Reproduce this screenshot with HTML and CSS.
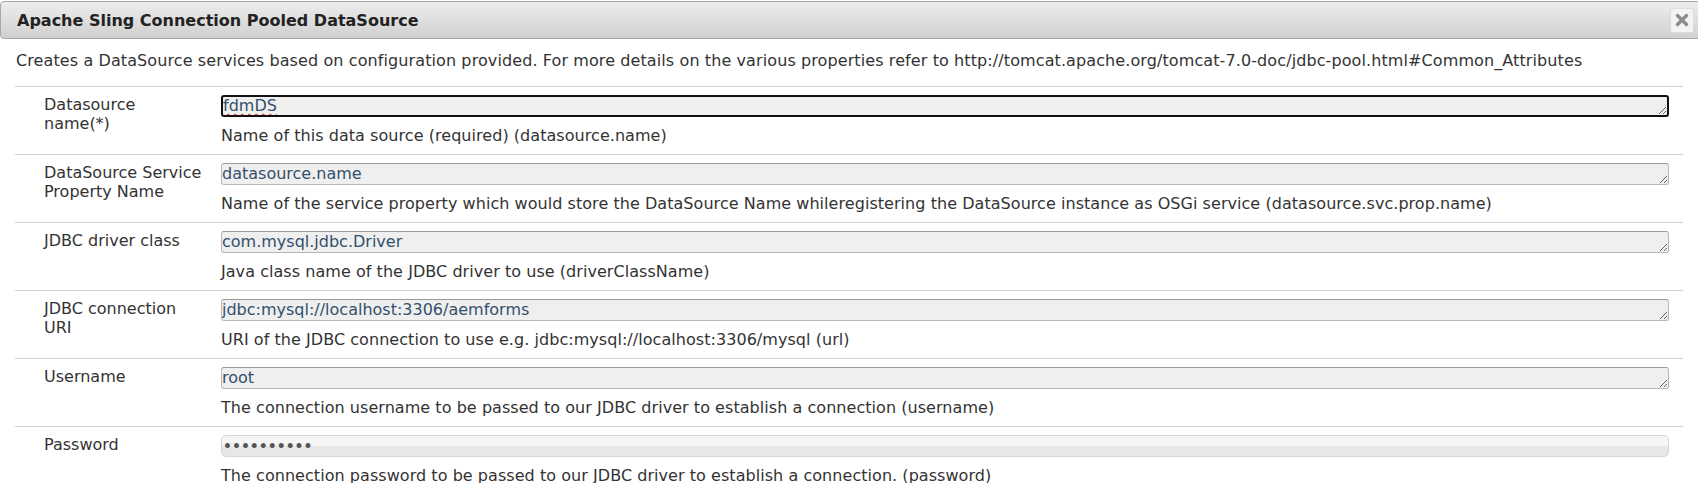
FILE: index.html
```html
<!DOCTYPE html>
<html>
<head>
<meta charset="utf-8">
<title>Apache Sling Connection Pooled DataSource</title>
<link rel="stylesheet" href="styles.css">
</head>
<body>
<div class="dialog">
  <div class="titlebar">
    <span class="title">Apache Sling Connection Pooled DataSource</span>
    <span class="close"><svg width="16" height="16" viewBox="0 0 16 16"><path d="M3.5 3.5 L12.5 12.5 M12.5 3.5 L3.5 12.5" stroke="#8c8c8c" stroke-width="3.4" stroke-linecap="round"/></svg></span>
  </div>
  <div class="content">
    <p class="intro">Creates a DataSource services based on configuration provided. For more details on the various properties refer to http://tomcat.apache.org/tomcat-7.0-doc/jdbc-pool.html#Common_Attributes</p>
    <div class="props">
      <div class="row">
        <div class="label">Datasource name(*)</div>
        <div class="field">
          <div class="ta focused"><span class="misspelt">fdmDS</span></div>
          <div class="desc">Name of this data source (required) (datasource.name)</div>
        </div>
      </div>
      <div class="row">
        <div class="label">DataSource Service Property Name</div>
        <div class="field">
          <div class="ta">datasource.name</div>
          <div class="desc">Name of the service property which would store the DataSource Name whileregistering the DataSource instance as OSGi service (datasource.svc.prop.name)</div>
        </div>
      </div>
      <div class="row">
        <div class="label">JDBC driver class</div>
        <div class="field">
          <div class="ta">com.mysql.jdbc.Driver</div>
          <div class="desc">Java class name of the JDBC driver to use (driverClassName)</div>
        </div>
      </div>
      <div class="row">
        <div class="label">JDBC connection URI</div>
        <div class="field">
          <div class="ta">jdbc:mysql://localhost:3306/aemforms</div>
          <div class="desc">URI of the JDBC connection to use e.g. jdbc:mysql://localhost:3306/mysql (url)</div>
        </div>
      </div>
      <div class="row">
        <div class="label">Username</div>
        <div class="field">
          <div class="ta">root</div>
          <div class="desc">The connection username to be passed to our JDBC driver to establish a connection (username)</div>
        </div>
      </div>
      <div class="row">
        <div class="label">Password</div>
        <div class="field">
          <div class="pw">&#8226;&#8226;&#8226;&#8226;&#8226;&#8226;&#8226;&#8226;&#8226;&#8226;</div>
          <div class="desc">The connection password to be passed to our JDBC driver to establish a connection. (password)</div>
        </div>
      </div>
    </div>
  </div>
</div>
</body>
</html>
```
FILE: styles.css
```css
html, body {
  margin: 0;
  padding: 0;
  background: #fff;
  overflow: hidden;
}
body {
  font-family: "DejaVu Sans", Verdana, sans-serif;
  font-size: 16px;
  color: #333;
}
.dialog {
  width: 1712px;
  padding-top: 1px;
}
.titlebar {
  box-sizing: border-box;
  height: 38px;
  display: flex;
  align-items: center;
  padding: 0 17px 0 16px;
  border: 1px solid #a8a8a8;
  border-radius: 4px;
  background: linear-gradient(#ededed, #d0d0d0);
}
.title {
  font-weight: bold;
  font-size: 16px;
  color: #222;
}
.close {
  margin-left: auto;
  box-sizing: border-box;
  width: 24px;
  height: 25px;
  display: flex;
  align-items: center;
  justify-content: center;
  background: #f3f3f3;
  border: 1px solid #dcdcdc;
  border-radius: 3px;
}
.content {
  margin-left: 15px;
  width: 1668px;
}
.intro {
  margin: 0;
  padding: 12px 0 16px 1px;
  line-height: 19px;
  letter-spacing: 0.1px;
  white-space: nowrap;
}
.row {
  display: grid;
  grid-template-columns: 206px 1fr;
  height: 68px;
  box-sizing: border-box;
  border-top: 1px solid #d2d2d2;
}
.label {
  padding: 8px 17px 0 29px;
  line-height: 19px;
}
.field {
  padding: 8px 14px 0 0;
  display: flex;
  flex-direction: column;
}
.ta {
  box-sizing: border-box;
  height: 22px;
  background: #efefef;
  border: 1px solid #b8b8b8;
  border-top-color: #9a9a9a;
  border-radius: 3px;
  line-height: 20px;
  color: #33506c;
  padding: 0;
  overflow: hidden;
  resize: vertical;
  white-space: nowrap;
}
.ta.focused {
  border: 2px solid #111;
  line-height: 18px;
}
.misspelt {
  text-decoration: underline wavy #e02020;
  text-decoration-thickness: 1px;
  text-underline-offset: 2px;
}
.pw {
  box-sizing: border-box;
  height: 22px;
  border: 1px solid #d6d6d6;
  border-radius: 5px;
  background: linear-gradient(#f5f5f5 50%, #e7e7e7 50%);
  color: #555;
  line-height: 20px;
  padding-left: 1px;
  font-size: 14px;
  font-weight: bold;
}
.desc {
  margin-top: 9px;
  line-height: 19px;
  letter-spacing: 0.05px;
  white-space: nowrap;
}
```
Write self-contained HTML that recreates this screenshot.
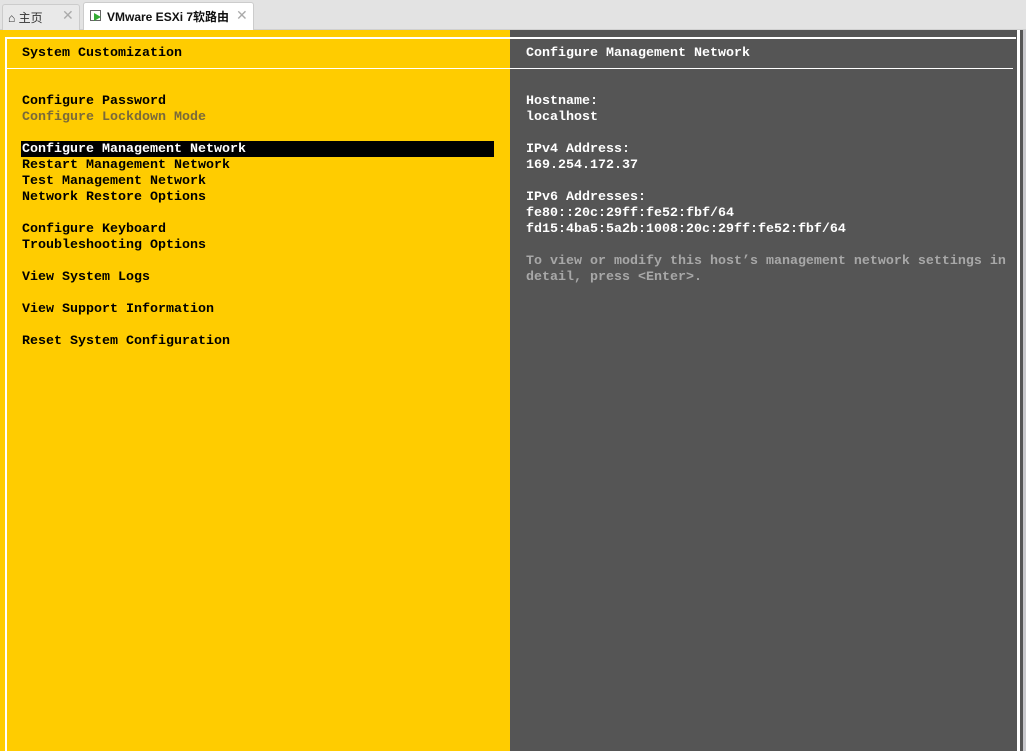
<html><head><style>
body{margin:0;width:1026px;height:751px;background:#e3e3e3;position:relative;overflow:hidden;font-family:"Liberation Sans","Noto Sans CJK SC",sans-serif}
.t{position:absolute;font-family:"Liberation Mono",monospace;font-size:13.33px;line-height:16px;white-space:pre;font-weight:bold}
.y{color:#000}.g{color:#7a6a3a}.w{color:#fff}.lg{color:#a8a8a8}
</style></head><body>
<div style="position:absolute;left:0;top:0;width:1026px;height:29px;background:#e3e3e3;border-bottom:1px solid #d0d0d0"></div>
<div style="position:absolute;left:2px;top:4px;width:76px;height:25px;background:#e9e9e9;border:1px solid #ccc;border-bottom:none;border-radius:3px 3px 0 0"></div>
<div style="position:absolute;left:8px;top:9px;font-size:12px;color:#333">⌂ 主页</div>
<div style="position:absolute;left:62px;top:7px;font-size:14px;color:#aaa">✕</div>
<div style="position:absolute;left:83px;top:2px;width:169px;height:28px;background:#fff;border:1px solid #ccc;border-bottom:none;border-radius:3px 3px 0 0"></div>
<div style="position:absolute;left:90px;top:10px;width:9px;height:9px;border:1px solid #666"></div>
<div style="position:absolute;left:94px;top:13px;width:0;height:0;border-left:7px solid #3a3;border-top:4px solid transparent;border-bottom:4px solid transparent"></div>
<div style="position:absolute;left:107px;top:8px;font-size:12px;font-weight:bold;color:#111">VMware ESXi 7软路由</div>
<div style="position:absolute;left:236px;top:7px;font-size:14px;color:#aaa">✕</div>
<div style="position:absolute;left:0;top:30px;width:510px;height:721px;background:#ffcc00"></div>
<div style="position:absolute;left:510px;top:30px;width:507px;height:721px;background:#555"></div>
<div style="position:absolute;left:1017px;top:30px;width:3px;height:721px;background:#fff"></div>
<div style="position:absolute;left:1020px;top:30px;width:3px;height:721px;background:#555"></div>
<div style="position:absolute;left:1023px;top:30px;width:3px;height:721px;background:#c8c8cc"></div>
<div style="position:absolute;left:5px;top:37px;width:1011px;height:2px;background:#fff"></div>
<div style="position:absolute;left:5px;top:37px;width:2px;height:714px;background:#fff"></div>
<div style="position:absolute;left:7px;top:68px;width:1006px;height:1px;background:#fff"></div>
<div style="position:absolute;left:21px;top:141px;width:473px;height:16px;background:#000"></div>
<div class="t y" style="left:22px;top:46px">System Customization</div>
<div class="t y" style="left:22px;top:94px">Configure Password</div>
<div class="t g" style="left:22px;top:110px">Configure Lockdown Mode</div>
<div class="t w" style="left:22px;top:142px">Configure Management Network</div>
<div class="t y" style="left:22px;top:158px">Restart Management Network
Test Management Network
Network Restore Options

Configure Keyboard
Troubleshooting Options

View System Logs

View Support Information

Reset System Configuration</div>
<div class="t w" style="left:526px;top:46px">Configure Management Network</div>
<div class="t w" style="left:526px;top:94px">Hostname:
localhost

IPv4 Address:
169.254.172.37

IPv6 Addresses:
fe80::20c:29ff:fe52:fbf/64
fd15:4ba5:5a2b:1008:20c:29ff:fe52:fbf/64</div>
<div class="t lg" style="left:526px;top:254px">To view or modify this host’s management network settings in
detail, press &lt;Enter&gt;.</div>
</body></html>
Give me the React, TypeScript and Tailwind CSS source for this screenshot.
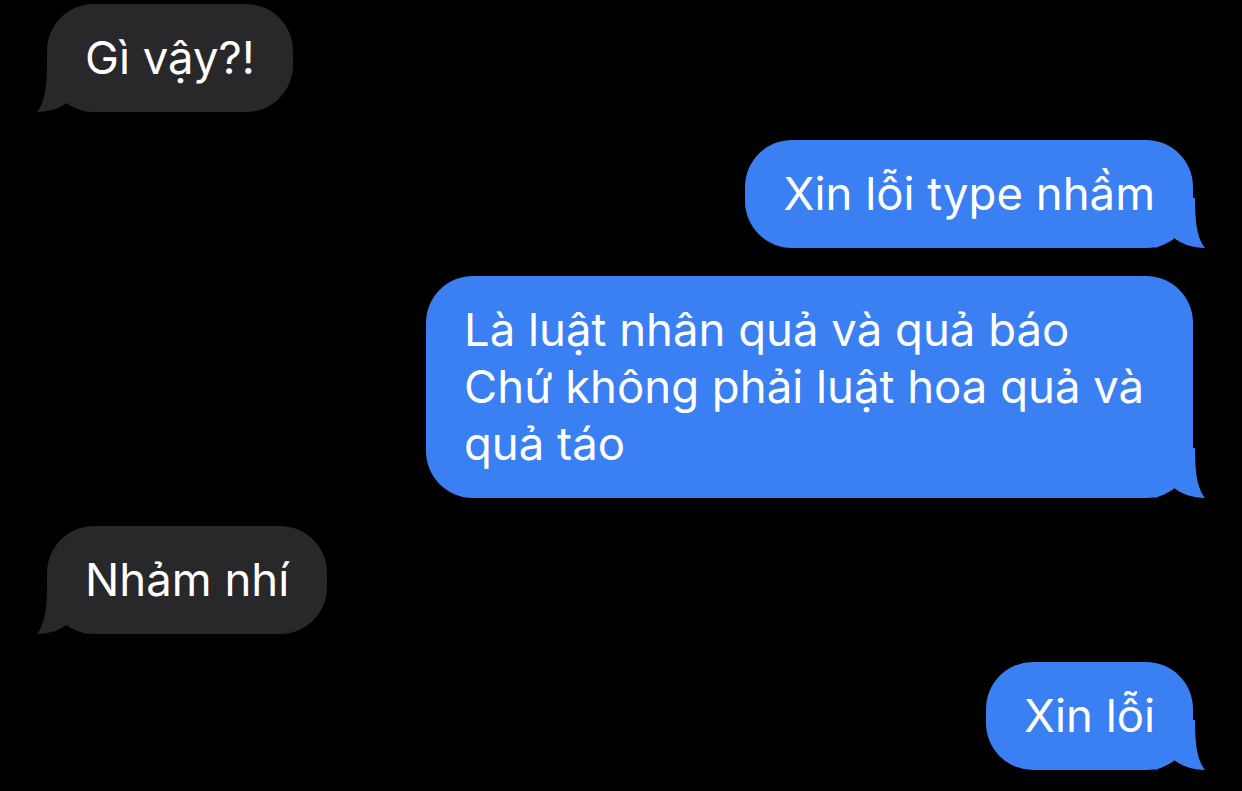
import React from "react";

function Tail({ side, color }: { side: "left" | "right"; color: string }) {
  const pos = side === "left" ? "left-[-10px] " : "right-[-12px] -scale-x-100 ";
  return (
    <svg
      className={"absolute bottom-0 " + pos}
      width="50"
      height="50"
      viewBox="0 0 50 50"
    >
      <path
        d="M 10 0 C 10 28, 7 41, 0 50 C 12 50, 24 46, 32 39 C 38 45, 44 48, 50 50 L 50 0 Z"
        fill={color}
      />
    </svg>
  );
}

function Bubble({
  side,
  children,
  className = "",
}: {
  side: "left" | "right";
  children: React.ReactNode;
  className?: string;
}) {
  const isLeft = side === "left";
  const color = isLeft ? "#28282a" : "#3b80f2";
  return (
    <div className={isLeft ? "flex justify-start pl-[47px]" : "flex justify-end pr-[49px]"}>
      <div className="relative">
        <Tail side={side} color={color} />
        <div
          className={
            "relative rounded-[47px] px-[38px] pt-[25px] pb-[26px] text-[45.5px] leading-[57px] text-white " +
            (isLeft ? "bg-[#28282a] " : "bg-[#3b80f2] ") +
            className
          }
        >
          {children}
        </div>
      </div>
    </div>
  );
}

export default function App() {
  return (
    <div
      className="w-[1242px] h-[791px] overflow-hidden bg-black flex flex-col gap-[28px] pt-[4px]"
      style={{ fontFamily: "Inter, 'Noto Sans', sans-serif" }}
    >
      <Bubble side="left">Gì vậy?!</Bubble>
      <Bubble side="right">Xin lỗi type nhầm</Bubble>
      <Bubble side="right" className="w-[767px]">
        Là luật nhân quả và quả báo
        <br />
        Chứ không phải luật hoa quả và
        <br />
        quả táo
      </Bubble>
      <Bubble side="left">Nhảm nhí</Bubble>
      <Bubble side="right">Xin lỗi</Bubble>
    </div>
  );
}
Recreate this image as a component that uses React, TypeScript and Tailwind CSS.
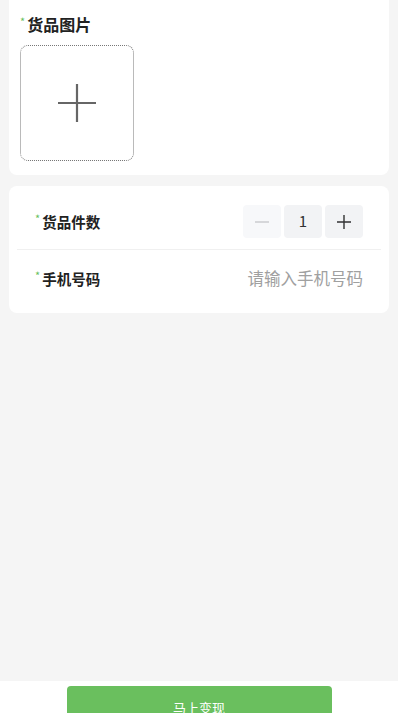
// Sell-goods form: photo upload card, quantity / phone card, and a
// fixed green submit bar at the bottom.

function Star() {
  return (
    <span className="mr-[2px] -translate-y-[3px] text-[11px] leading-none text-[#6abf5e]">
      *
    </span>
  );
}

function Stepper({ value }: { value: number }) {
  return (
    <div className="flex items-center gap-[3px]">
      <button className="flex h-[33px] w-[38px] items-center justify-center rounded-[4px] bg-[#f7f8fa]">
        <svg width="16" height="16" viewBox="0 0 16 16">
          <path d="M1 8h14" stroke="#c8c9cc" strokeWidth="1.4" />
        </svg>
      </button>
      <div className="flex h-[33px] w-[38px] items-center justify-center rounded-[4px] bg-[#f2f3f5] text-[15px] text-[#323233]">
        {value}
      </div>
      <button className="flex h-[33px] w-[38px] items-center justify-center rounded-[4px] bg-[#f2f3f5]">
        <svg width="16" height="16" viewBox="0 0 16 16">
          <path d="M1 8h14M8 1v14" stroke="#323233" strokeWidth="1.4" />
        </svg>
      </button>
    </div>
  );
}

export default function App() {
  return (
    <div
      className="h-[713px] overflow-hidden bg-[#f5f5f5]"
      style={{ fontFamily: '"Noto Sans CJK SC", "Noto Sans", sans-serif' }}
    >
      <div className="flex h-[681px] flex-col px-[9px]">
        <section className="mt-[-8px] rounded-lg bg-white px-[11px] pb-[14px] pt-[20px]">
          <div className="flex items-center">
            <Star />
            <h2 className="text-[16px] font-bold leading-[24px] text-[#222]">货品图片</h2>
          </div>
          <div className="mt-[9px] flex h-[116px] w-[114px] items-center justify-center rounded-lg border border-dotted border-[#777]">
            <svg width="38" height="38" viewBox="0 0 38 38">
              <path d="M0 19h38M19 0v38" stroke="#666" strokeWidth="2.2" />
            </svg>
          </div>
        </section>

        <section className="mt-[11px] rounded-lg bg-white px-[8px] pb-[6px] pt-[8px]">
          <div className="flex h-[56px] items-center justify-between border-b border-[#f0f0f0] px-[18px]">
            <div className="flex items-center">
              <Star />
              <span className="text-[14.5px] font-bold text-[#222]">货品件数</span>
            </div>
            <Stepper value={1} />
          </div>
          <div className="flex h-[57px] items-center justify-between px-[18px]">
            <div className="flex items-center">
              <Star />
              <span className="text-[14.5px] font-bold text-[#222]">手机号码</span>
            </div>
            <input
              className="w-[160px] bg-transparent text-right text-[16.5px] text-[#333] outline-none placeholder:text-[#a0a0a0]"
              placeholder="请输入手机号码"
            />
          </div>
        </section>
      </div>

      <div className="flex justify-center bg-white pt-[5px]">
        <button className="h-[44px] w-[265px] rounded-[4px] bg-[#6abf5e] text-[13px] text-white">
          马上变现
        </button>
      </div>
    </div>
  );
}
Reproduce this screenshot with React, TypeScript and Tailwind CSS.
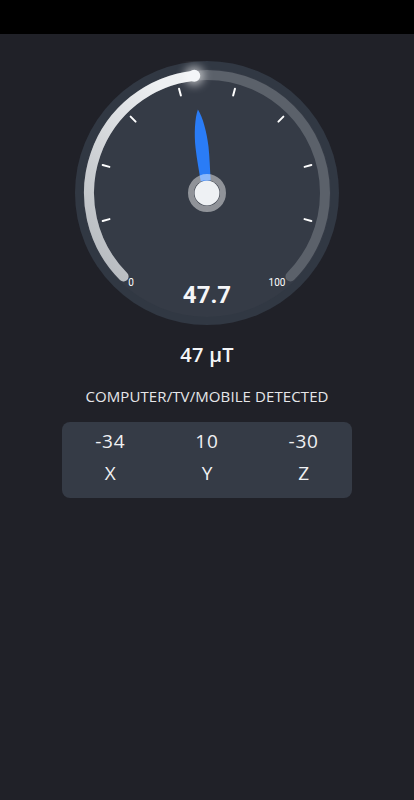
const ticks = [-105, -75, -45, -15, 15, 45, 75, 105];

function polar(r: number, deg: number) {
  const a = (deg * Math.PI) / 180;
  return { x: 132 + r * Math.sin(a), y: 132 - r * Math.cos(a) };
}

function Gauge({ value }: { value: number }) {
  const angle = -135 + (value / 100) * 270;
  const start = polar(118, -135);
  const end = polar(118, 135);
  const cur = polar(118, angle);

  return (
    <svg width="264" height="264" viewBox="0 0 264 264">
      <defs>
        <linearGradient id="fill" x1="0" y1="1" x2="0.6" y2="0">
          <stop offset="0" stopColor="#b2b6bb" />
          <stop offset="1" stopColor="#eef0f2" />
        </linearGradient>
        <filter id="glow" x="-1" y="-1" width="3" height="3">
          <feGaussianBlur stdDeviation="4" />
        </filter>
      </defs>
      <circle cx="132" cy="132" r="132" fill="#313843" />
      <circle cx="132" cy="132" r="124" fill="#353b46" />
      <path
        d={`M ${start.x} ${start.y} A 118 118 0 1 1 ${end.x} ${end.y}`}
        fill="none"
        stroke="#5b616a"
        strokeWidth="10"
        strokeLinecap="round"
      />
      <path
        d={`M ${start.x} ${start.y} A 118 118 0 0 1 ${cur.x} ${cur.y}`}
        fill="none"
        stroke="url(#fill)"
        strokeWidth="10"
        strokeLinecap="round"
      />
      <circle cx={cur.x} cy={cur.y} r="10" fill="#ffffff" opacity="0.55" filter="url(#glow)" />
      <circle cx={cur.x} cy={cur.y} r="6" fill="#f4f6f8" />
      {ticks.map((t) => {
        const a = polar(101, t);
        const b = polar(108, t);
        return (
          <line
            key={t}
            x1={a.x}
            y1={a.y}
            x2={b.x}
            y2={b.y}
            stroke="#ffffff"
            strokeWidth="2"
            strokeLinecap="round"
          />
        );
      })}
      <g transform={`translate(132 132) rotate(${angle})`}>
        <path
          d="M 0 -84 C 4 -76, 6.5 -60, 6.5 -46 C 6.5 -34, 5.5 -24, 5 -12 L -5 -12 C -5.5 -24, -6.5 -34, -6.5 -46 C -6.5 -60, -4 -76, 0 -84 Z"
          fill="#2a7cf6"
        />
      </g>
      <circle cx="132" cy="132" r="16" fill="none" stroke="#ffffff" strokeOpacity="0.45" strokeWidth="6" />
      <circle cx="132" cy="132" r="12.5" fill="#eef1f4" />
      <text
        x="56"
        y="225"
        textAnchor="middle"
        fontSize="10"
        fill="#ffffff"
        fontFamily="Roboto, sans-serif"
      >
        0
      </text>
      <text
        x="202"
        y="225"
        textAnchor="middle"
        fontSize="10"
        fill="#ffffff"
        fontFamily="Roboto, sans-serif"
      >
        100
      </text>
      <text
        x="132"
        y="242"
        textAnchor="middle"
        fontSize="24"
        fontWeight="700"
        fill="#f5f6f8"
        fontFamily="Roboto, sans-serif"
      >
        {value.toFixed(1)}
      </text>
    </svg>
  );
}

export default function App() {
  const axes = [
    { label: "X", value: -34 },
    { label: "Y", value: 10 },
    { label: "Z", value: -30 },
  ];

  return (
    <div className="flex min-h-[800px] flex-col bg-[#202128] font-['Open_Sans',sans-serif] text-white">
      <div className="h-[34px] bg-black" />
      <div className="flex flex-col items-center pt-[27px]">
        <Gauge value={47.7} />
        <div className="mt-[16px] text-[20px] font-semibold leading-[28px] tracking-[0.3px] text-[#f4f5f7]">
          47 μT
        </div>
        <div className="mt-[17px] text-[15px] leading-[20px] tracking-[0.1px] text-[#e6e7ea]">
          COMPUTER/TV/MOBILE DETECTED
        </div>
        <div className="mt-[16px] grid w-[290px] grid-cols-3 rounded-lg bg-[#353b46] pb-[12px] pt-[5px] text-center text-[#f0f1f3]">
          {axes.map((a) => (
            <div key={a.label} className="flex flex-col items-center">
              <span className="text-[19px] leading-[28px] tracking-[0.8px]">{a.value}</span>
              <span className="mt-[5px] text-[19px] leading-[26px]">{a.label}</span>
            </div>
          ))}
        </div>
      </div>
    </div>
  );
}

OBJECTIVE –
The copy should hold exactly the lines from the line with "Reproduce this screenshot with React, TypeScript" to the line with "const cur = polar(118, angle);", both ends in, set down without any pictures and with nothing added.

SOLVED PROBLEM –
Reproduce this screenshot with React, TypeScript and Tailwind CSS.
const ticks = [-105, -75, -45, -15, 15, 45, 75, 105];

function polar(r: number, deg: number) {
  const a = (deg * Math.PI) / 180;
  return { x: 132 + r * Math.sin(a), y: 132 - r * Math.cos(a) };
}

function Gauge({ value }: { value: number }) {
  const angle = -135 + (value / 100) * 270;
  const start = polar(118, -135);
  const end = polar(118, 135);
  const cur = polar(118, angle);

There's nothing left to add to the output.